Ho votato per la prima volta alle elezioni politiche del 2008. Si tenevano il 13-14 aprile e io avevo compiuto 18 anni da un paio di mesi. Votai un partito che prese meno dell’1% e che di lì a poco si sarebbe sciolto. Tornai ai seggi nel 2013 con poca convinzione; nel 2018 ero già disperato. In mezzo, tre elezioni europee (2009, 2014 e 2019) in cui, almeno, potei scegliere il candidato; e tre regionali (in Lombardia: 2010, il voto anticipato nel 2013 e 2018).
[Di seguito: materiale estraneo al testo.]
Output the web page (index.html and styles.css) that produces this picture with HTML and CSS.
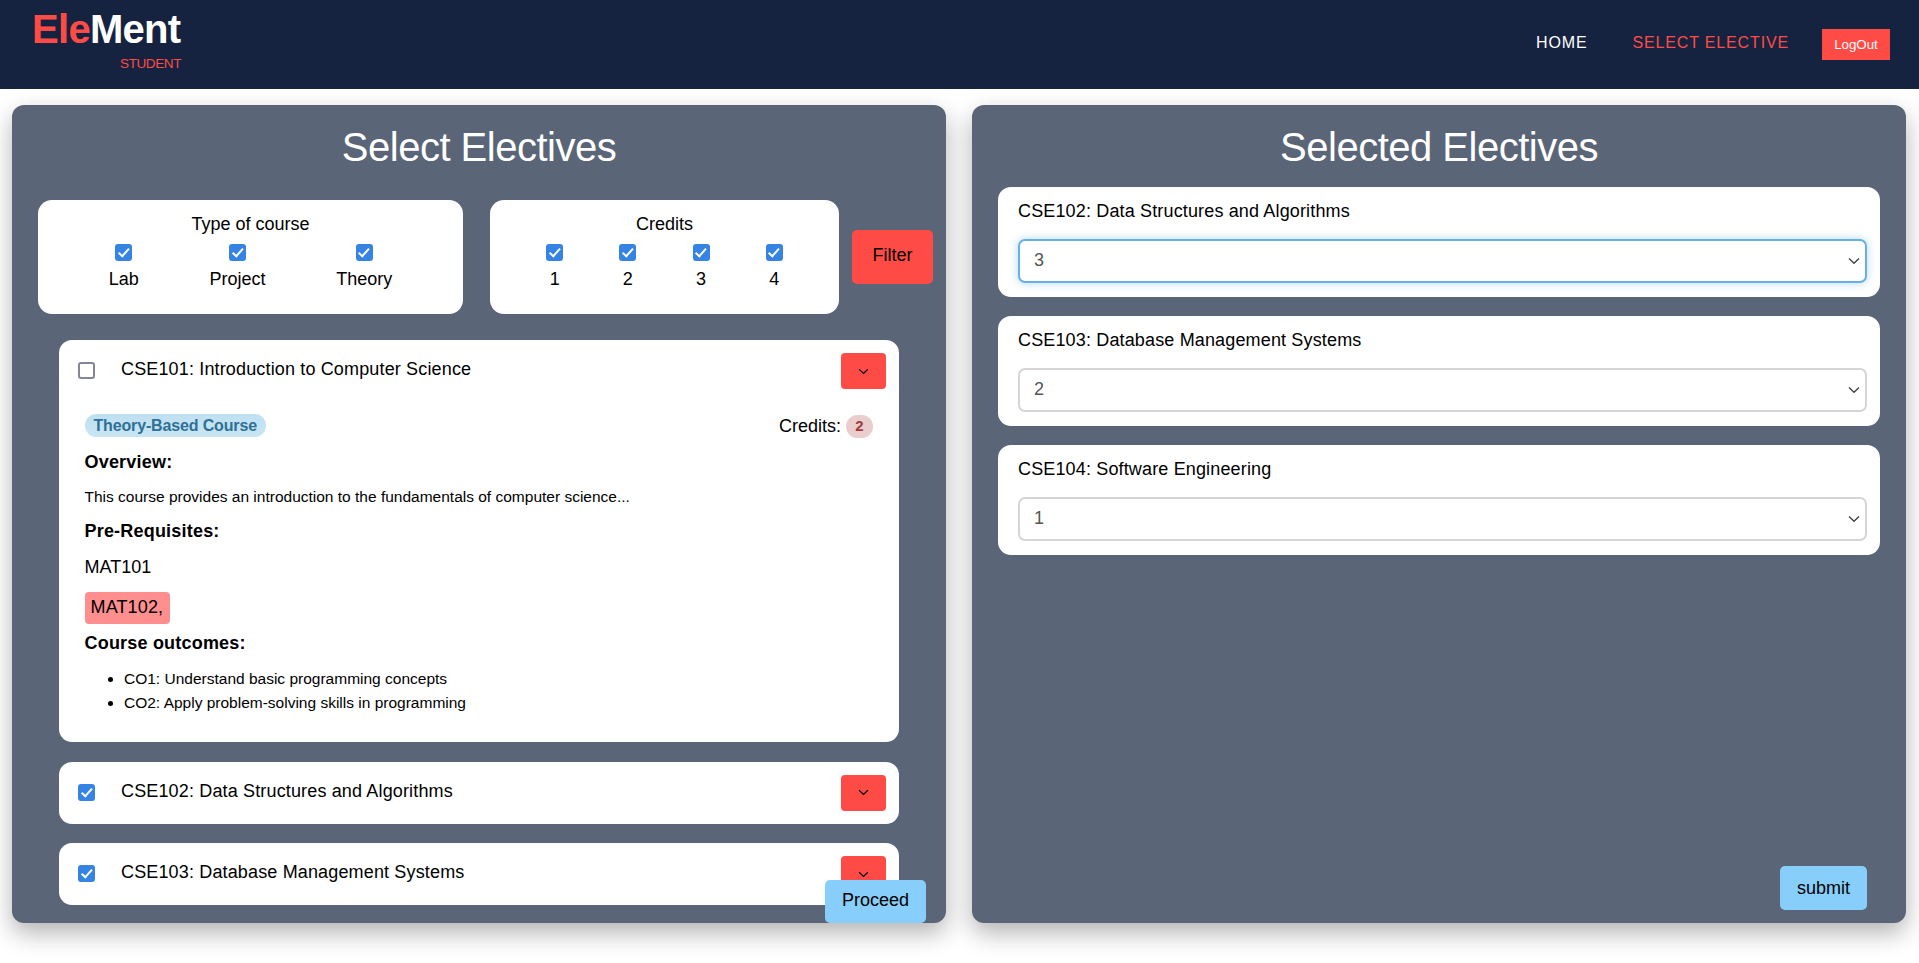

Bene: per la prima volta da 14 anni a questa parte non voterò alcun partito. La mia indecisione, al momento, oscilla tra il rinfoltire il già nutrito schieramento di astenuti o quello, minoritario, di chi ritirerà la scheda per disegnare falli (o vulve).
L’offerta politica è desolante. Più del solito. Anzi, riformulo: l’offerta politica non è mai stata tanto desolante quanto in questa tornata elettorale. Ho la sensazione – ma mi posso sbagliare – che dal 2018 (almeno dal 2018) sia diventato tutto imprevedibile e, allo stesso tempo, terribilmente indifferenziato. I valori in campo sono stati svuotati di significato, la parola data non ha più alcun peso, le promesse fatte sono solo parole buone per riempire i giornali. I partiti, e chi li manovra, si rincorrono, si accavallano, si mischiano e si fondono in un girotondo insensato alla fine del quale emergono sempre uguali a se stessi. Direi: uguali e, per questo, peggiori. Fuori dai palazzi le persone hanno bisogno, più che mai, di risposte; ma la politica è impegnata nella spartizione di pezzetti, più o meno prestigiosi, di potere: le poltrone. Nessuno è più credibile. E anche i programmi, semmai valga la pena leggerli, non contano più nulla.
Una buona fetta di parenti, amiche e amici, mi hanno detto che loro, per l’ennesima volta, voteranno “turandosi il naso”; e mi hanno suggerito, o intimato – il grado di veemenza con il quale si accompagnava il consiglio era direttamente proporzionale alla quantità di alcol assunta durante la conversazione – di fare altrettanto. Che poi quell’espressione, “turarsi il naso”, si porta dietro già di per sé tutto il suo carico di tragico anacronismo. Una formula usata da Indro Montanelli 46 anni fa, quando il giornalista invitò a votare Dc per fermare l’avanzata del più forte Partito comunista dell’Occidente. Lo ripeto, perché forse il dato temporale si è perso: 46 anni fa.
Successivamente la frase è stata ripetuta a ogni elezione. E lo si è fatto più spesso, provo a indovinare, negli ultimi 30 anni. Ebbene, 46 anni dopo siamo ancora qui a ripeterla. Significa che la politica non riesce a offrire niente di meglio che la presunta minaccia di un presunto sovvertimento delle regole democratiche. Cinquant’anni fa erano i comunisti, ora sono quelli di “destra-destra”. E si tira in ballo la Costituzione, che rischia di essere modificata, il presidenzialismo e via così. La Costituzione, i cui principi fondanti vengono calpestati ogni giorno da scelte politiche che producono crescita delle disuguaglianze, ingiustizie economiche e sociali e la progressiva, costante aggressione alla salute dell’ambiente. E allora mi chiedo: che senso ha l’appello al voto utile, al voto “in difesa della Costituzione”? Nessuno.
Mentre scrivo, manca un mese alle elezioni. L’idea di astenermi – o di annullare la scheda – mi permetterà di dire: “Io non li ho votati”. Una prospettiva di onesta e confortante pusillanimità.